Stored data:
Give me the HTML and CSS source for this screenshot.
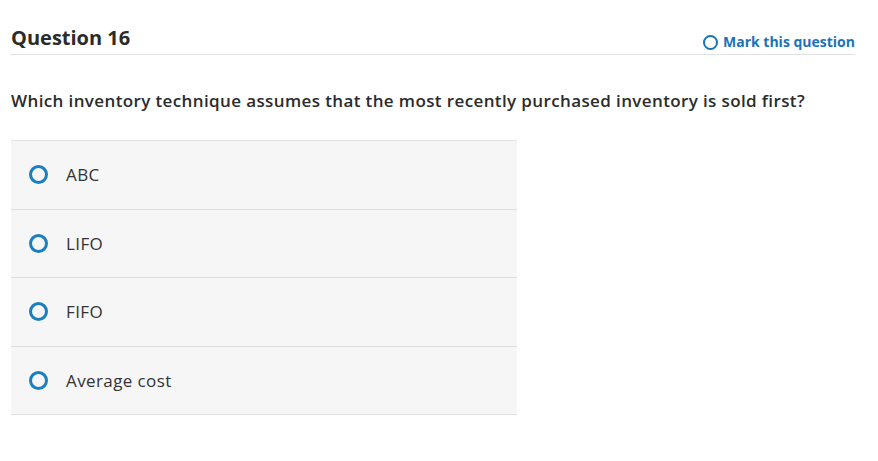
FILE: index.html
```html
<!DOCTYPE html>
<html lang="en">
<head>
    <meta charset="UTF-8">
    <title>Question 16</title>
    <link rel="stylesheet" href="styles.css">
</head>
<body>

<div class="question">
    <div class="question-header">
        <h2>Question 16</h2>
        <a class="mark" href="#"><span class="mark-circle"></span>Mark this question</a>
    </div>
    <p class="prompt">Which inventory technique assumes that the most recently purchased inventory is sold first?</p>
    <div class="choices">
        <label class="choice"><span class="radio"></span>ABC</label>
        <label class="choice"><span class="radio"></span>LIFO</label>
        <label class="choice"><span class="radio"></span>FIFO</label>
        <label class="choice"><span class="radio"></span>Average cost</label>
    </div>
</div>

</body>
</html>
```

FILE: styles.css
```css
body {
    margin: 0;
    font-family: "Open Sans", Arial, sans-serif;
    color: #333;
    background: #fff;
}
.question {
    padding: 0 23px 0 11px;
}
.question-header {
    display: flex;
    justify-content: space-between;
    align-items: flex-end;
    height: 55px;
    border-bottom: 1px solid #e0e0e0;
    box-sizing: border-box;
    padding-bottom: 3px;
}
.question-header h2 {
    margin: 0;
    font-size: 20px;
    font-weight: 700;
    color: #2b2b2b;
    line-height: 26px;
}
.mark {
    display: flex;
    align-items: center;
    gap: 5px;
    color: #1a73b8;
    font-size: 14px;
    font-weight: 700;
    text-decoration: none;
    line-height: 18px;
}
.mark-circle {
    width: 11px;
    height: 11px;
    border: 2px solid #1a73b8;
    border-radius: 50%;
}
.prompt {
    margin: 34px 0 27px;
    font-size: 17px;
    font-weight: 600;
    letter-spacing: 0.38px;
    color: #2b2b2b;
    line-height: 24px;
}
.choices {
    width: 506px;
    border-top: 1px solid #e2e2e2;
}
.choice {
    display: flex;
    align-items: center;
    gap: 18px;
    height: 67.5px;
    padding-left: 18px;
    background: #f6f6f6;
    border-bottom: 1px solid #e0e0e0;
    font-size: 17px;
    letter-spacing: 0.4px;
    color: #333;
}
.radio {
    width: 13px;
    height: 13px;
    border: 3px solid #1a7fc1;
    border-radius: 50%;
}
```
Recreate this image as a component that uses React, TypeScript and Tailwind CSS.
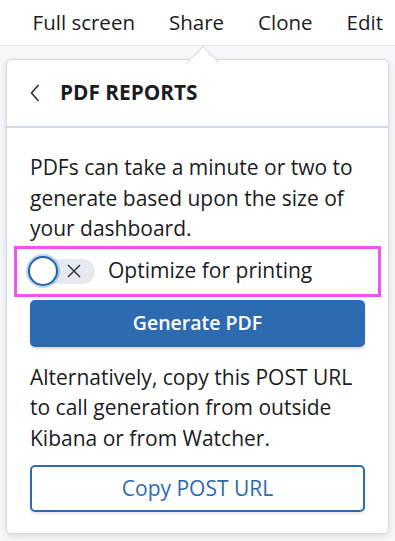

**REQUIREMENT:** Pictures are excluded; copy every other part of the records exactly.

**THE RESULT:**
Give me the HTML and CSS source for this screenshot.
FILE: index.html
```html
<!DOCTYPE html>
<html lang="en">
<head>
    <meta charset="UTF-8">
    <title>Question 16</title>
    <link rel="stylesheet" href="styles.css">
</head>
<body>

<div class="question">
    <div class="question-header">
        <h2>Question 16</h2>
        <a class="mark" href="#"><span class="mark-circle"></span>Mark this question</a>
    </div>
    <p class="prompt">Which inventory technique assumes that the most recently purchased inventory is sold first?</p>
    <div class="choices">
        <label class="choice"><span class="radio"></span>ABC</label>
        <label class="choice"><span class="radio"></span>LIFO</label>
        <label class="choice"><span class="radio"></span>FIFO</label>
        <label class="choice"><span class="radio"></span>Average cost</label>
    </div>
</div>

</body>
</html>
```

FILE: styles.css
```css
body {
    margin: 0;
    font-family: "Open Sans", Arial, sans-serif;
    color: #333;
    background: #fff;
}
.question {
    padding: 0 23px 0 11px;
}
.question-header {
    display: flex;
    justify-content: space-between;
    align-items: flex-end;
    height: 55px;
    border-bottom: 1px solid #e0e0e0;
    box-sizing: border-box;
    padding-bottom: 3px;
}
.question-header h2 {
    margin: 0;
    font-size: 20px;
    font-weight: 700;
    color: #2b2b2b;
    line-height: 26px;
}
.mark {
    display: flex;
    align-items: center;
    gap: 5px;
    color: #1a73b8;
    font-size: 14px;
    font-weight: 700;
    text-decoration: none;
    line-height: 18px;
}
.mark-circle {
    width: 11px;
    height: 11px;
    border: 2px solid #1a73b8;
    border-radius: 50%;
}
.prompt {
    margin: 34px 0 27px;
    font-size: 17px;
    font-weight: 600;
    letter-spacing: 0.38px;
    color: #2b2b2b;
    line-height: 24px;
}
.choices {
    width: 506px;
    border-top: 1px solid #e2e2e2;
}
.choice {
    display: flex;
    align-items: center;
    gap: 18px;
    height: 67.5px;
    padding-left: 18px;
    background: #f6f6f6;
    border-bottom: 1px solid #e0e0e0;
    font-size: 17px;
    letter-spacing: 0.4px;
    color: #333;
}
.radio {
    width: 13px;
    height: 13px;
    border: 3px solid #1a7fc1;
    border-radius: 50%;
}
```
Recreate this image as a component that uses React, TypeScript and Tailwind CSS.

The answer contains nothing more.